[START]

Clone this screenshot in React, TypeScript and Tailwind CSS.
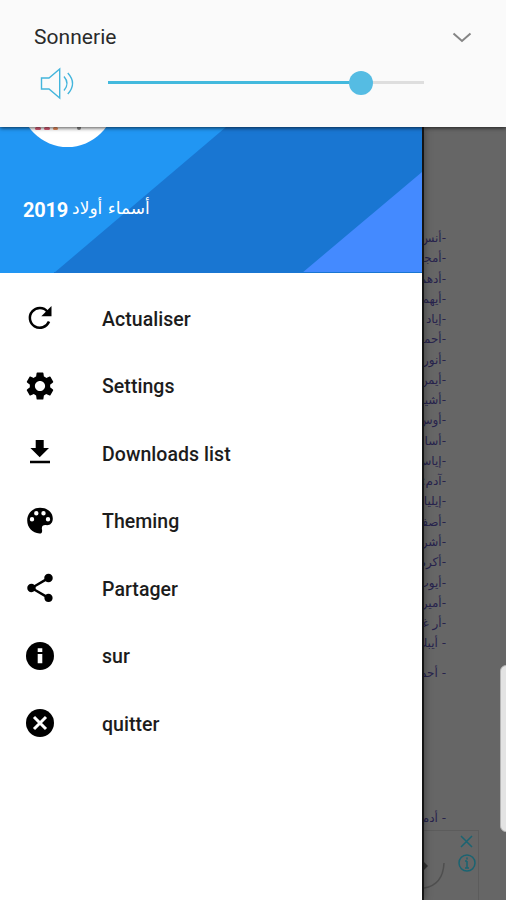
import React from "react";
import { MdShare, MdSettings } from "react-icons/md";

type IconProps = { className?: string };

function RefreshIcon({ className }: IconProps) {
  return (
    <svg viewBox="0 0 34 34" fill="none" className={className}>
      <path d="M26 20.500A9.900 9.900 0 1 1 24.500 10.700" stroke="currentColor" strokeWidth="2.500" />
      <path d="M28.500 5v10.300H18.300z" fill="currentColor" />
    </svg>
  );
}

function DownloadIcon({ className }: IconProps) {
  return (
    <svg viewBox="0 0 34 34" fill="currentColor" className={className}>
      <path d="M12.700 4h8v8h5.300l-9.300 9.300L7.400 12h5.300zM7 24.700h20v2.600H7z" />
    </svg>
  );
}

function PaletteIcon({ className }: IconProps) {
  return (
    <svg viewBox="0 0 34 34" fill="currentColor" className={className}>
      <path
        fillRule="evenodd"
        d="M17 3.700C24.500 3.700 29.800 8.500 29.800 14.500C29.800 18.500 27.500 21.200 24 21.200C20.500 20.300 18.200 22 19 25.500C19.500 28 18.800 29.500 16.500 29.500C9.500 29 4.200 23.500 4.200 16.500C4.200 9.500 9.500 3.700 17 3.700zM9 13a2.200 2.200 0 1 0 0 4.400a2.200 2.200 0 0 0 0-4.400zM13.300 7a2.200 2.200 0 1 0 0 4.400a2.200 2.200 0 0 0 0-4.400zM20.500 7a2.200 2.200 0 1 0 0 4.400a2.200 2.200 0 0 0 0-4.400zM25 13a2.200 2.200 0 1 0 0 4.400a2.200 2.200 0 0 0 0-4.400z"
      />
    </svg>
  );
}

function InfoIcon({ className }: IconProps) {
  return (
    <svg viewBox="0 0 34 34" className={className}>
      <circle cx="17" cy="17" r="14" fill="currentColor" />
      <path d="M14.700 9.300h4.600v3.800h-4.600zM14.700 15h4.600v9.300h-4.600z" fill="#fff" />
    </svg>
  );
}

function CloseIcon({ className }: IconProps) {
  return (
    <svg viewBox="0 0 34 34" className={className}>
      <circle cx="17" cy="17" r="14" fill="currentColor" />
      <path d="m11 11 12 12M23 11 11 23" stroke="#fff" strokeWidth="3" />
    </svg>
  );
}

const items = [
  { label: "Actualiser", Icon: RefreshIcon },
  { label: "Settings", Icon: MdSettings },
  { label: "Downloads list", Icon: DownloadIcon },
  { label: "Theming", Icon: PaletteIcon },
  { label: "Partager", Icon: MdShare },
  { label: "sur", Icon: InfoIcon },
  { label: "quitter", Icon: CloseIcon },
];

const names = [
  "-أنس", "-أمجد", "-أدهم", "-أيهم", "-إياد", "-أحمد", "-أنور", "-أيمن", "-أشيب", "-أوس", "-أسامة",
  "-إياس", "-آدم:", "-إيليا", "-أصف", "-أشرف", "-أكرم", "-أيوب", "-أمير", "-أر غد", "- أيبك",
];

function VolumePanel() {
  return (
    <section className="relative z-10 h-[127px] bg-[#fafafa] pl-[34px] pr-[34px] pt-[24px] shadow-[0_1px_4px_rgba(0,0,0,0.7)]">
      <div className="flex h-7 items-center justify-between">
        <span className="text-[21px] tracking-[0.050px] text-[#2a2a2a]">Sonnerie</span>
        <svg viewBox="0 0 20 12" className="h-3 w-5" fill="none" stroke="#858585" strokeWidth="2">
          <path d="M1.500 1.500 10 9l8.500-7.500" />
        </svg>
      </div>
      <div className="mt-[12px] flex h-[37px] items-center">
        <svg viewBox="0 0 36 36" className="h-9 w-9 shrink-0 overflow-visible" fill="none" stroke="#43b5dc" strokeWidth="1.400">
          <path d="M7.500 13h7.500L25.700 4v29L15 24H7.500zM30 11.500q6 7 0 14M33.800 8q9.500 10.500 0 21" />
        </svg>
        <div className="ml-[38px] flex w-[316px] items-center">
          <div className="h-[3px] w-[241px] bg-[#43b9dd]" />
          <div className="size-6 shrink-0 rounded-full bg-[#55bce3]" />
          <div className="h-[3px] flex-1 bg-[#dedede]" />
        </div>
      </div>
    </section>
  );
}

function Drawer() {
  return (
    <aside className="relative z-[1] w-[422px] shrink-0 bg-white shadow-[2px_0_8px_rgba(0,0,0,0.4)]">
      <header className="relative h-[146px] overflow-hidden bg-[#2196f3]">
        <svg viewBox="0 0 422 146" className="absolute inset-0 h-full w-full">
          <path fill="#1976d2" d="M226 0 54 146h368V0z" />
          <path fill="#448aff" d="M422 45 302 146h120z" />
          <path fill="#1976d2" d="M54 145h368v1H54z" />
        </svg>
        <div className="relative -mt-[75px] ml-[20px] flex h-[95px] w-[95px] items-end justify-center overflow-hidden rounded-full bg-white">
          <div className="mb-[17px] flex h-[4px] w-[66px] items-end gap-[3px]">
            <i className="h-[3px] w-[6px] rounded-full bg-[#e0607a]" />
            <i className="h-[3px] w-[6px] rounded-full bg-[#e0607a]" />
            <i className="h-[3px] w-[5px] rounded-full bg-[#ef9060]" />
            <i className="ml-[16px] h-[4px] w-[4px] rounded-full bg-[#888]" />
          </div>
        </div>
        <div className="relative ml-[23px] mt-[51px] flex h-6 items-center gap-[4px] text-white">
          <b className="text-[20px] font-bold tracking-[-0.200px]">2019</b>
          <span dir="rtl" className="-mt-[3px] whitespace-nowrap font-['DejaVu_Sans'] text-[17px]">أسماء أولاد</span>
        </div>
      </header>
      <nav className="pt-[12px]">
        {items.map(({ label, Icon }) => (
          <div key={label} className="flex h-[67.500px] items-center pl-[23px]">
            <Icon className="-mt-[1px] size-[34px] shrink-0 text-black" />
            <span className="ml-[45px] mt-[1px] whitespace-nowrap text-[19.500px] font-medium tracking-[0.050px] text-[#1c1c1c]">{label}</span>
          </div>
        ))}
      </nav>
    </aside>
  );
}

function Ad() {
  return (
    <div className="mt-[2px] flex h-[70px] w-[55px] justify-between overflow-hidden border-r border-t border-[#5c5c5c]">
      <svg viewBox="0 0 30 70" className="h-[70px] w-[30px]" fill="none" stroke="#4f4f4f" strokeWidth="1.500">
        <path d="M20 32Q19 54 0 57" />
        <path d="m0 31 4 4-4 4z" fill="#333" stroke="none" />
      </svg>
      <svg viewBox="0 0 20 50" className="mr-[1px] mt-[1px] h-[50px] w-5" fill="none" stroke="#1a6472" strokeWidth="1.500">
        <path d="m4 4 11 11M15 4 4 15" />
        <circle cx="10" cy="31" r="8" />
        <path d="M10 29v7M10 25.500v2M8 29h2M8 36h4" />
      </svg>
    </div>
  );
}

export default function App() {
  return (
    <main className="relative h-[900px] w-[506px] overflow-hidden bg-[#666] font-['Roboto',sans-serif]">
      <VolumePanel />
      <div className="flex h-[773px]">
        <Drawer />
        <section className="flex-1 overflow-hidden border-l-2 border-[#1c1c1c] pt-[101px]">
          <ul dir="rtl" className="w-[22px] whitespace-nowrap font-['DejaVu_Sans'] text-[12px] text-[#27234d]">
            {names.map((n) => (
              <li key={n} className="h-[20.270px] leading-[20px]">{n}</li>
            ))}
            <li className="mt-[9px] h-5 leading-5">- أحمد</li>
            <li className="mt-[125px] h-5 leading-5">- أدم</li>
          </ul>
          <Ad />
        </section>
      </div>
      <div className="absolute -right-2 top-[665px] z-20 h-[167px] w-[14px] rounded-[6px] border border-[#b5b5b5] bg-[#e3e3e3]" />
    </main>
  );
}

[END]

Working from the lines above, reproduce the material exactly and exclude its pictures.

### Task solution:
Clone this screenshot in React, TypeScript and Tailwind CSS.
import React from "react";
import { MdShare, MdSettings } from "react-icons/md";

type IconProps = { className?: string };

function RefreshIcon({ className }: IconProps) {
  return (
    <svg viewBox="0 0 34 34" fill="none" className={className}>
      <path d="M26 20.500A9.900 9.900 0 1 1 24.500 10.700" stroke="currentColor" strokeWidth="2.500" />
      <path d="M28.500 5v10.300H18.300z" fill="currentColor" />
    </svg>
  );
}

function DownloadIcon({ className }: IconProps) {
  return (
    <svg viewBox="0 0 34 34" fill="currentColor" className={className}>
      <path d="M12.700 4h8v8h5.300l-9.300 9.300L7.400 12h5.300zM7 24.700h20v2.600H7z" />
    </svg>
  );
}

function PaletteIcon({ className }: IconProps) {
  return (
    <svg viewBox="0 0 34 34" fill="currentColor" className={className}>
      <path
        fillRule="evenodd"
        d="M17 3.700C24.500 3.700 29.800 8.500 29.800 14.500C29.800 18.500 27.500 21.200 24 21.200C20.500 20.300 18.200 22 19 25.500C19.500 28 18.800 29.500 16.500 29.500C9.500 29 4.200 23.500 4.200 16.500C4.200 9.500 9.500 3.700 17 3.700zM9 13a2.200 2.200 0 1 0 0 4.400a2.200 2.200 0 0 0 0-4.400zM13.300 7a2.200 2.200 0 1 0 0 4.400a2.200 2.200 0 0 0 0-4.400zM20.500 7a2.200 2.200 0 1 0 0 4.400a2.200 2.200 0 0 0 0-4.400zM25 13a2.200 2.200 0 1 0 0 4.400a2.200 2.200 0 0 0 0-4.400z"
      />
    </svg>
  );
}

function InfoIcon({ className }: IconProps) {
  return (
    <svg viewBox="0 0 34 34" className={className}>
      <circle cx="17" cy="17" r="14" fill="currentColor" />
      <path d="M14.700 9.300h4.600v3.800h-4.600zM14.700 15h4.600v9.300h-4.600z" fill="#fff" />
    </svg>
  );
}

function CloseIcon({ className }: IconProps) {
  return (
    <svg viewBox="0 0 34 34" className={className}>
      <circle cx="17" cy="17" r="14" fill="currentColor" />
      <path d="m11 11 12 12M23 11 11 23" stroke="#fff" strokeWidth="3" />
    </svg>
  );
}

const items = [
  { label: "Actualiser", Icon: RefreshIcon },
  { label: "Settings", Icon: MdSettings },
  { label: "Downloads list", Icon: DownloadIcon },
  { label: "Theming", Icon: PaletteIcon },
  { label: "Partager", Icon: MdShare },
  { label: "sur", Icon: InfoIcon },
  { label: "quitter", Icon: CloseIcon },
];

const names = [
  "-أنس", "-أمجد", "-أدهم", "-أيهم", "-إياد", "-أحمد", "-أنور", "-أيمن", "-أشيب", "-أوس", "-أسامة",
  "-إياس", "-آدم:", "-إيليا", "-أصف", "-أشرف", "-أكرم", "-أيوب", "-أمير", "-أر غد", "- أيبك",
];

function VolumePanel() {
  return (
    <section className="relative z-10 h-[127px] bg-[#fafafa] pl-[34px] pr-[34px] pt-[24px] shadow-[0_1px_4px_rgba(0,0,0,0.7)]">
      <div className="flex h-7 items-center justify-between">
        <span className="text-[21px] tracking-[0.050px] text-[#2a2a2a]">Sonnerie</span>
        <svg viewBox="0 0 20 12" className="h-3 w-5" fill="none" stroke="#858585" strokeWidth="2">
          <path d="M1.500 1.500 10 9l8.500-7.500" />
        </svg>
      </div>
      <div className="mt-[12px] flex h-[37px] items-center">
        <svg viewBox="0 0 36 36" className="h-9 w-9 shrink-0 overflow-visible" fill="none" stroke="#43b5dc" strokeWidth="1.400">
          <path d="M7.500 13h7.500L25.700 4v29L15 24H7.500zM30 11.500q6 7 0 14M33.800 8q9.500 10.500 0 21" />
        </svg>
        <div className="ml-[38px] flex w-[316px] items-center">
          <div className="h-[3px] w-[241px] bg-[#43b9dd]" />
          <div className="size-6 shrink-0 rounded-full bg-[#55bce3]" />
          <div className="h-[3px] flex-1 bg-[#dedede]" />
        </div>
      </div>
    </section>
  );
}

function Drawer() {
  return (
    <aside className="relative z-[1] w-[422px] shrink-0 bg-white shadow-[2px_0_8px_rgba(0,0,0,0.4)]">
      <header className="relative h-[146px] overflow-hidden bg-[#2196f3]">
        <svg viewBox="0 0 422 146" className="absolute inset-0 h-full w-full">
          <path fill="#1976d2" d="M226 0 54 146h368V0z" />
          <path fill="#448aff" d="M422 45 302 146h120z" />
          <path fill="#1976d2" d="M54 145h368v1H54z" />
        </svg>
        <div className="relative -mt-[75px] ml-[20px] flex h-[95px] w-[95px] items-end justify-center overflow-hidden rounded-full bg-white">
          <div className="mb-[17px] flex h-[4px] w-[66px] items-end gap-[3px]">
            <i className="h-[3px] w-[6px] rounded-full bg-[#e0607a]" />
            <i className="h-[3px] w-[6px] rounded-full bg-[#e0607a]" />
            <i className="h-[3px] w-[5px] rounded-full bg-[#ef9060]" />
            <i className="ml-[16px] h-[4px] w-[4px] rounded-full bg-[#888]" />
          </div>
        </div>
        <div className="relative ml-[23px] mt-[51px] flex h-6 items-center gap-[4px] text-white">
          <b className="text-[20px] font-bold tracking-[-0.200px]">2019</b>
          <span dir="rtl" className="-mt-[3px] whitespace-nowrap font-['DejaVu_Sans'] text-[17px]">أسماء أولاد</span>
        </div>
      </header>
      <nav className="pt-[12px]">
        {items.map(({ label, Icon }) => (
          <div key={label} className="flex h-[67.500px] items-center pl-[23px]">
            <Icon className="-mt-[1px] size-[34px] shrink-0 text-black" />
            <span className="ml-[45px] mt-[1px] whitespace-nowrap text-[19.500px] font-medium tracking-[0.050px] text-[#1c1c1c]">{label}</span>
          </div>
        ))}
      </nav>
    </aside>
  );
}

function Ad() {
  return (
    <div className="mt-[2px] flex h-[70px] w-[55px] justify-between overflow-hidden border-r border-t border-[#5c5c5c]">
      <svg viewBox="0 0 30 70" className="h-[70px] w-[30px]" fill="none" stroke="#4f4f4f" strokeWidth="1.500">
        <path d="M20 32Q19 54 0 57" />
        <path d="m0 31 4 4-4 4z" fill="#333" stroke="none" />
      </svg>
      <svg viewBox="0 0 20 50" className="mr-[1px] mt-[1px] h-[50px] w-5" fill="none" stroke="#1a6472" strokeWidth="1.500">
        <path d="m4 4 11 11M15 4 4 15" />
        <circle cx="10" cy="31" r="8" />
        <path d="M10 29v7M10 25.500v2M8 29h2M8 36h4" />
      </svg>
    </div>
  );
}

export default function App() {
  return (
    <main className="relative h-[900px] w-[506px] overflow-hidden bg-[#666] font-['Roboto',sans-serif]">
      <VolumePanel />
      <div className="flex h-[773px]">
        <Drawer />
        <section className="flex-1 overflow-hidden border-l-2 border-[#1c1c1c] pt-[101px]">
          <ul dir="rtl" className="w-[22px] whitespace-nowrap font-['DejaVu_Sans'] text-[12px] text-[#27234d]">
            {names.map((n) => (
              <li key={n} className="h-[20.270px] leading-[20px]">{n}</li>
            ))}
            <li className="mt-[9px] h-5 leading-5">- أحمد</li>
            <li className="mt-[125px] h-5 leading-5">- أدم</li>
          </ul>
          <Ad />
        </section>
      </div>
      <div className="absolute -right-2 top-[665px] z-20 h-[167px] w-[14px] rounded-[6px] border border-[#b5b5b5] bg-[#e3e3e3]" />
    </main>
  );
}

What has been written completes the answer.